[Code that builds pages]
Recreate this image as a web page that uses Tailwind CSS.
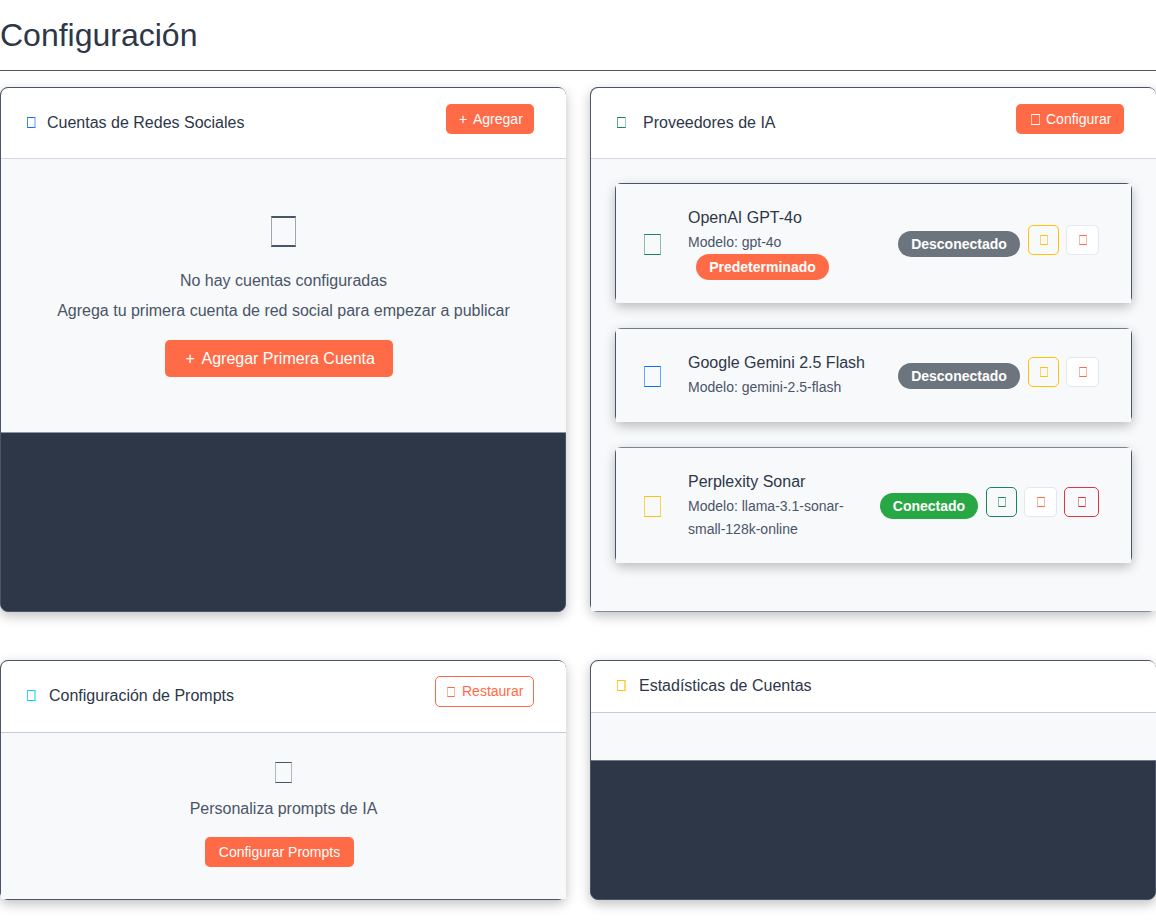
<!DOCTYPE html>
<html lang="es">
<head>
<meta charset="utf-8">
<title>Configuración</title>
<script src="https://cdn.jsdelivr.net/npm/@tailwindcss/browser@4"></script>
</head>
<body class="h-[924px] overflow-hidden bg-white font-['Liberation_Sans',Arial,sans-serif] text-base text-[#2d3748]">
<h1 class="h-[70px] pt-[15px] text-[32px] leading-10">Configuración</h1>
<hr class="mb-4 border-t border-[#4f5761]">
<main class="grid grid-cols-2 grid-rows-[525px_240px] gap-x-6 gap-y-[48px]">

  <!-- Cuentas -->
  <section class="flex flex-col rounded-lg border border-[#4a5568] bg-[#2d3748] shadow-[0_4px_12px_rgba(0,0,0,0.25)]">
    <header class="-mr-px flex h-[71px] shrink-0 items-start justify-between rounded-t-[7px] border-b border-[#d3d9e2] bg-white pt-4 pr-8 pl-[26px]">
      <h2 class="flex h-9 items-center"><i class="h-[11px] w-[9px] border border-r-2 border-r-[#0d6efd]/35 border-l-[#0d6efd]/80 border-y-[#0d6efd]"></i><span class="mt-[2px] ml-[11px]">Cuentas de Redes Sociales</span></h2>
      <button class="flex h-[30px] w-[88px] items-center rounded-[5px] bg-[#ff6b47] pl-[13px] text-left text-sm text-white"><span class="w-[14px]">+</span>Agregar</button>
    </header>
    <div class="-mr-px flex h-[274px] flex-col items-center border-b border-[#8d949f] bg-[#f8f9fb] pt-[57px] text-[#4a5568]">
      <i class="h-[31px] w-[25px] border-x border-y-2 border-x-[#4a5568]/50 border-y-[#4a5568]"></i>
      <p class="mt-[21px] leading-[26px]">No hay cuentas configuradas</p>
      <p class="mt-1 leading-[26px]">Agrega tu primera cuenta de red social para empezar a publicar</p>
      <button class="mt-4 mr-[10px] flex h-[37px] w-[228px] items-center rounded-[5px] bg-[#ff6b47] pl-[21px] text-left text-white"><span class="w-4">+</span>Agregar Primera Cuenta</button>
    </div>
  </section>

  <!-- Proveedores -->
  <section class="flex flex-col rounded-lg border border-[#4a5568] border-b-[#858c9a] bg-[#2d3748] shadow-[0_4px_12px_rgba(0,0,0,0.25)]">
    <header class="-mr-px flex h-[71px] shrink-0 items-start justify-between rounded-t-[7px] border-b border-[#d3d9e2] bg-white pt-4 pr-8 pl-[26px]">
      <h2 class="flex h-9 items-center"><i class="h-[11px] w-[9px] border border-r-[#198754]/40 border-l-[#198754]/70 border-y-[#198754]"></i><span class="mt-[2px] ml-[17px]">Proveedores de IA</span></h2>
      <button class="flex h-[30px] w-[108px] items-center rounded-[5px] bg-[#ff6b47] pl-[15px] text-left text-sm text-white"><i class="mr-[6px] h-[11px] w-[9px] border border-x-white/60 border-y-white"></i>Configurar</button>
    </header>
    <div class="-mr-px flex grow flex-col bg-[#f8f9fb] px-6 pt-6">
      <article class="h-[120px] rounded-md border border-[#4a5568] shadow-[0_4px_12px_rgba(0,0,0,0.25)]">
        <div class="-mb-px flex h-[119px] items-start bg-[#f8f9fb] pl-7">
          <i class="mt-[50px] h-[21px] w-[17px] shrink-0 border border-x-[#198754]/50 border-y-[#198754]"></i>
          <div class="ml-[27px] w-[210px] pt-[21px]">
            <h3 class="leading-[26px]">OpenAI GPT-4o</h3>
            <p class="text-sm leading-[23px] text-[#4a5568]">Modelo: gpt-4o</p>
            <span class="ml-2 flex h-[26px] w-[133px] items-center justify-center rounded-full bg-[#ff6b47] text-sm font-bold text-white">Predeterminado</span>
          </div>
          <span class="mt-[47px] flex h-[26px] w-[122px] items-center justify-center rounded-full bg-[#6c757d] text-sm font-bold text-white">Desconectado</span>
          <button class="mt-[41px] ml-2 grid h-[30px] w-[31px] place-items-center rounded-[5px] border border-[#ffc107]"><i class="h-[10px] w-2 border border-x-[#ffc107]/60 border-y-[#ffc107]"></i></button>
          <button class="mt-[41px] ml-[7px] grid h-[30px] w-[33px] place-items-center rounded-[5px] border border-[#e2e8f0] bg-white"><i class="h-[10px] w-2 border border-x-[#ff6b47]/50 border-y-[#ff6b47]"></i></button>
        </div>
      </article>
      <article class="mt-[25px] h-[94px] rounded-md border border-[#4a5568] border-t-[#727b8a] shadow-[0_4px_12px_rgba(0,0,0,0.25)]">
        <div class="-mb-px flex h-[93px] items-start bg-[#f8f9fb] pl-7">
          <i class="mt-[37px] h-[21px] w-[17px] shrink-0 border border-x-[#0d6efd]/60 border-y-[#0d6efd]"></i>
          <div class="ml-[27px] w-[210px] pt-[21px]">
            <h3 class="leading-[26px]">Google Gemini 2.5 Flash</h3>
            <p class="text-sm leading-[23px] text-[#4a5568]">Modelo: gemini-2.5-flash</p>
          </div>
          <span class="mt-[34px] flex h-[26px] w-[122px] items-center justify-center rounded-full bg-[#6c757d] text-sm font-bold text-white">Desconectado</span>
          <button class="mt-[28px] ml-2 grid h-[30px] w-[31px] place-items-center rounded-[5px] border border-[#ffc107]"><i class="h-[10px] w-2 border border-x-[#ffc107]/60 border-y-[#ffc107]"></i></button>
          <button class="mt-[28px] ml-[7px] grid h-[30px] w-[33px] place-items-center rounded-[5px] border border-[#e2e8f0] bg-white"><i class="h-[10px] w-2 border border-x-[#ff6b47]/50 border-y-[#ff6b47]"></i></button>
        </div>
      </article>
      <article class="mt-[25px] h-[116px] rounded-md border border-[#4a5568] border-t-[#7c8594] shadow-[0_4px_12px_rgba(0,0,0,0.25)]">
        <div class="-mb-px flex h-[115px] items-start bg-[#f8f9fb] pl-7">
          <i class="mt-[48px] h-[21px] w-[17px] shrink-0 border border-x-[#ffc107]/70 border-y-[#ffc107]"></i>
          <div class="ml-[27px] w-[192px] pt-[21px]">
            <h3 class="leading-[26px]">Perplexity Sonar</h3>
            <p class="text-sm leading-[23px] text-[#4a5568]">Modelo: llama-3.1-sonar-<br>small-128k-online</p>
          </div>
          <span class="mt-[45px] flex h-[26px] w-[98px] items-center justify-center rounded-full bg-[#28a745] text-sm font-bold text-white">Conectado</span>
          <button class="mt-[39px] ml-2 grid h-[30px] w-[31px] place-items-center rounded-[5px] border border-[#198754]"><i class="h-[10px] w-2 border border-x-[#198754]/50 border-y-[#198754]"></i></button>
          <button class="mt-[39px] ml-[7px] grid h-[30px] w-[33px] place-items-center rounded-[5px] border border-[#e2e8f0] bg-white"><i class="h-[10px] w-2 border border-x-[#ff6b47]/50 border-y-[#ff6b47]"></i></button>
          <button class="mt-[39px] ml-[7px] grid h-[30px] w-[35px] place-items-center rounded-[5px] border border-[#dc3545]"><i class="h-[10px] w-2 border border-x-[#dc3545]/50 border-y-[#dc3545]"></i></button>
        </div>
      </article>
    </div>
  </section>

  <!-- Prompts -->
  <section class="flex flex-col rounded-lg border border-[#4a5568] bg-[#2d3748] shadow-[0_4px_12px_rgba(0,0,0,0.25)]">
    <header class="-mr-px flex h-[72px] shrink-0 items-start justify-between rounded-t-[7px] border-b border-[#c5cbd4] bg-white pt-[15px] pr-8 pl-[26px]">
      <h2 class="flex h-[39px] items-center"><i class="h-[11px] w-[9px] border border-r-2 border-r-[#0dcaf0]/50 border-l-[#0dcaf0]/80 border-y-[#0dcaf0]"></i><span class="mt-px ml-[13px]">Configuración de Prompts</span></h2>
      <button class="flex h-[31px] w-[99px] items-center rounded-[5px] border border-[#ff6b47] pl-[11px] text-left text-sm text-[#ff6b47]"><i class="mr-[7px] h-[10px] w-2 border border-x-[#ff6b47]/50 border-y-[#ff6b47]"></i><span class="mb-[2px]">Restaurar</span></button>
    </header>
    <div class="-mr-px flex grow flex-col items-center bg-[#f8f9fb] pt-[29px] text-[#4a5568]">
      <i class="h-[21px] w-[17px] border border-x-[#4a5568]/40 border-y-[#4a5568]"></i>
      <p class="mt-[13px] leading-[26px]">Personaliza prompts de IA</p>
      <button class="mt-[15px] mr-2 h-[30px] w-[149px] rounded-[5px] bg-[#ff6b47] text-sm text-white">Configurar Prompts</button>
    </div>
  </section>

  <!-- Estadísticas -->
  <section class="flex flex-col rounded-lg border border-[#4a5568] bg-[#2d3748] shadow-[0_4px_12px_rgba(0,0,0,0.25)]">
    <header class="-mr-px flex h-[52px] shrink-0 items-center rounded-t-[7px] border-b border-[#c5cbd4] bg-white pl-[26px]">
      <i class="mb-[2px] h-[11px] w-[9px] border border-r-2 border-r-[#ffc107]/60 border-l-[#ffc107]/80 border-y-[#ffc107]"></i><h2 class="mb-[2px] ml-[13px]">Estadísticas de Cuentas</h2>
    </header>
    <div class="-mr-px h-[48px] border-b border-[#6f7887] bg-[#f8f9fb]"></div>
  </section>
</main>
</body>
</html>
* * *
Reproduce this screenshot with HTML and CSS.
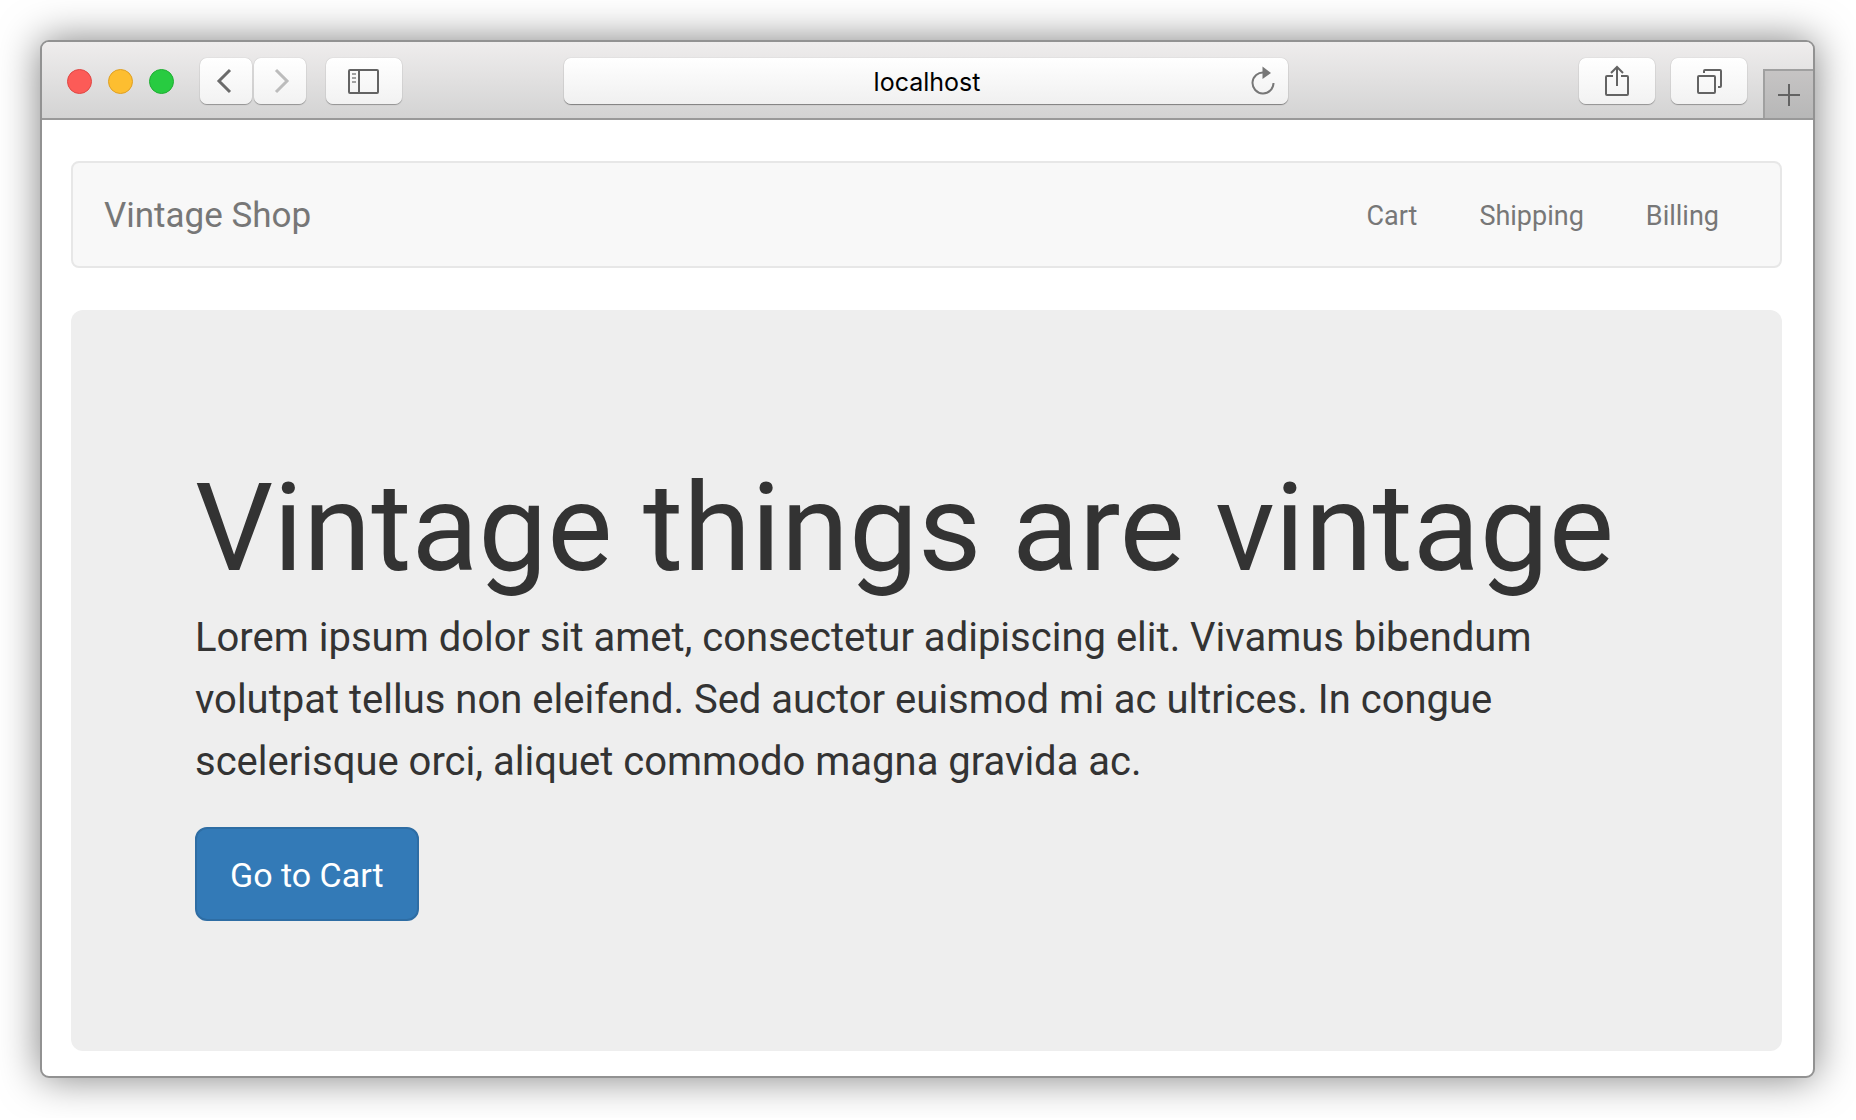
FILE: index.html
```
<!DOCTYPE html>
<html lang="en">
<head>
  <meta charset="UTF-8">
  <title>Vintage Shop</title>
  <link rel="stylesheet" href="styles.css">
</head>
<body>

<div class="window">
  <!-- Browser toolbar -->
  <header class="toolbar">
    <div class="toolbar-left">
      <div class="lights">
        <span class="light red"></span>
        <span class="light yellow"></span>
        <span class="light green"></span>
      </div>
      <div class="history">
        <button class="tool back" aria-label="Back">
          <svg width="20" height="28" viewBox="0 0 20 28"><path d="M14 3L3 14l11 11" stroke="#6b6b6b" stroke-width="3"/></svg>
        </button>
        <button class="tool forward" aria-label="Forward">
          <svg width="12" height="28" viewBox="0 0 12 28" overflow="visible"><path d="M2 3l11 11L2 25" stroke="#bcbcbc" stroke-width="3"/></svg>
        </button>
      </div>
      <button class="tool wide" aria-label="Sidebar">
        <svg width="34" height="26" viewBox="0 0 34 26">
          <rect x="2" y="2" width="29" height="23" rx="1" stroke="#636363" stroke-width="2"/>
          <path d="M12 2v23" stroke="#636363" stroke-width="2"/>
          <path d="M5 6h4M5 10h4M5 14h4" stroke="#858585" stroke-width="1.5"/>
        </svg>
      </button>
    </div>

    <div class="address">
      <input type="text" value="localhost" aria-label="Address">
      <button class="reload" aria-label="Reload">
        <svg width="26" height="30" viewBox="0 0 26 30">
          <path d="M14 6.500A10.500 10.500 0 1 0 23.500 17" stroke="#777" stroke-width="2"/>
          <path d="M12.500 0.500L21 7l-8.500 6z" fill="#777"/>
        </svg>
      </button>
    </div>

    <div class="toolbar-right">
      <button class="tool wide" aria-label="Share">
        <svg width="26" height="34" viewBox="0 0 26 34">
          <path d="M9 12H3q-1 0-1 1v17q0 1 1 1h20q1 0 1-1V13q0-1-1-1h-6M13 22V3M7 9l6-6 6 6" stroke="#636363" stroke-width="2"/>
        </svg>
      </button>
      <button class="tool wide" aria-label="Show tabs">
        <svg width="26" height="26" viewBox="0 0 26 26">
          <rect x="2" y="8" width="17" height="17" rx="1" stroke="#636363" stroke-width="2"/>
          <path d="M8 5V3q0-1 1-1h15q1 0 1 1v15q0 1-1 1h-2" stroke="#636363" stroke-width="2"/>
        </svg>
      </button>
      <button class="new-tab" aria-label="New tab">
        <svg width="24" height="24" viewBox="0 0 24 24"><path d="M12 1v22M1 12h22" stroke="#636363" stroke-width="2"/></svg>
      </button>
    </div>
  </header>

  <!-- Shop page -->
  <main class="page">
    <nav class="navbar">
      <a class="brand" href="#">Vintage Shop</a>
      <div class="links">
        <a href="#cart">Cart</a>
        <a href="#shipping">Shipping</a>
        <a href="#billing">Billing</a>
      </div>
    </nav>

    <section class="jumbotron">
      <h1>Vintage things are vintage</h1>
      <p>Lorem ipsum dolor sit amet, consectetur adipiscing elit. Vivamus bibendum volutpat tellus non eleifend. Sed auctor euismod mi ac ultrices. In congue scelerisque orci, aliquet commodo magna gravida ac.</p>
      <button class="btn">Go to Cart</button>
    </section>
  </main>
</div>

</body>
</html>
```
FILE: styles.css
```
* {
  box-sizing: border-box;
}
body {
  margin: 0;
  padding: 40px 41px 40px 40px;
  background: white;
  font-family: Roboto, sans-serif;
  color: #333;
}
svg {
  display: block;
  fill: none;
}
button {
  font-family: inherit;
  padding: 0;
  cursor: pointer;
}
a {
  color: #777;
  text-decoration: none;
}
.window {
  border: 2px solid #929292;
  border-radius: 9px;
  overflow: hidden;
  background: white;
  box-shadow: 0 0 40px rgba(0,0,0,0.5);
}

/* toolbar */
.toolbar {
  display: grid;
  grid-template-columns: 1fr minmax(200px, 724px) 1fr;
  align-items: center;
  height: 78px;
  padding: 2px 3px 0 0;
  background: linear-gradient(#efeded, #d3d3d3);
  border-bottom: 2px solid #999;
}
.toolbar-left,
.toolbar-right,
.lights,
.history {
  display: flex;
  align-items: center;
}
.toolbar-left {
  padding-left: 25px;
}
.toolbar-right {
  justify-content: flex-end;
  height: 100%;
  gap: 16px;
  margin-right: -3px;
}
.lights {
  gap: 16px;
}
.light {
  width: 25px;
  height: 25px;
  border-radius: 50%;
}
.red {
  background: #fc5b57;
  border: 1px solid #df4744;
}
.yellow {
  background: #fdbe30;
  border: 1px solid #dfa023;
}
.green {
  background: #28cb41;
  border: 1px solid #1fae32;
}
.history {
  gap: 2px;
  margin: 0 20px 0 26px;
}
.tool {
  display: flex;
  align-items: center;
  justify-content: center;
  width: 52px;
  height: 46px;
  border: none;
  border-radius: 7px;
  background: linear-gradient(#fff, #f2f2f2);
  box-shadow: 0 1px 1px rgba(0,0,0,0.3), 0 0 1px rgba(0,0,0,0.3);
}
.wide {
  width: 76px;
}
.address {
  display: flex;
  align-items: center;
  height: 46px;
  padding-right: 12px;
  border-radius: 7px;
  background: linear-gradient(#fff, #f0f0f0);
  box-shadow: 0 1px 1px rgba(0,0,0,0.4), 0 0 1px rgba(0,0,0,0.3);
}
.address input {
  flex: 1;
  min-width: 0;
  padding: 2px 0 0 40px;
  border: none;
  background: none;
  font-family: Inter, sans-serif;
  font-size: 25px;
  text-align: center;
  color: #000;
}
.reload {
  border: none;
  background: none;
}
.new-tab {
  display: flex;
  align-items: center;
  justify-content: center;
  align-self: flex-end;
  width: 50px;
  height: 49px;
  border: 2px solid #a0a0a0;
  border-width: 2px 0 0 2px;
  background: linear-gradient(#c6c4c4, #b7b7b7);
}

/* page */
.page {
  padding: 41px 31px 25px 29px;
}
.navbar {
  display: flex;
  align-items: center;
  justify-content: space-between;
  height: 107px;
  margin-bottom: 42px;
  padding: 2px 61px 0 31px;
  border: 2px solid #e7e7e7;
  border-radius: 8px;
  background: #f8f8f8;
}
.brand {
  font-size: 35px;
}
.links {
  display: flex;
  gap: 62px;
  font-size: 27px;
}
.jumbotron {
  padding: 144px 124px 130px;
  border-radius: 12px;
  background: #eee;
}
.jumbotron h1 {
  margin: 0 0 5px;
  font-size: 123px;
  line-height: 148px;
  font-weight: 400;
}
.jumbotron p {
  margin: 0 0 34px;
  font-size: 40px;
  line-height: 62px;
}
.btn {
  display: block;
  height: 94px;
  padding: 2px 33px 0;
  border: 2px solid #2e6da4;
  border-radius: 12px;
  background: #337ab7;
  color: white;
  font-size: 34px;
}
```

EXERCISE:
All lines above starting at the one with "Recreate this image" and ending at the one with "grid-cols-2 grid-rows-[525px_240px] gap-x-6", inclusive, are to be printed again exactly, with the pictures left out.

FINISHED EXERCISE:
Recreate this image as a web page that uses Tailwind CSS.
<!DOCTYPE html>
<html lang="es">
<head>
<meta charset="utf-8">
<title>Configuración</title>
<script src="https://cdn.jsdelivr.net/npm/@tailwindcss/browser@4"></script>
</head>
<body class="h-[924px] overflow-hidden bg-white font-['Liberation_Sans',Arial,sans-serif] text-base text-[#2d3748]">
<h1 class="h-[70px] pt-[15px] text-[32px] leading-10">Configuración</h1>
<hr class="mb-4 border-t border-[#4f5761]">
<main class="grid grid-cols-2 grid-rows-[525px_240px] gap-x-6 gap-y-[48px]">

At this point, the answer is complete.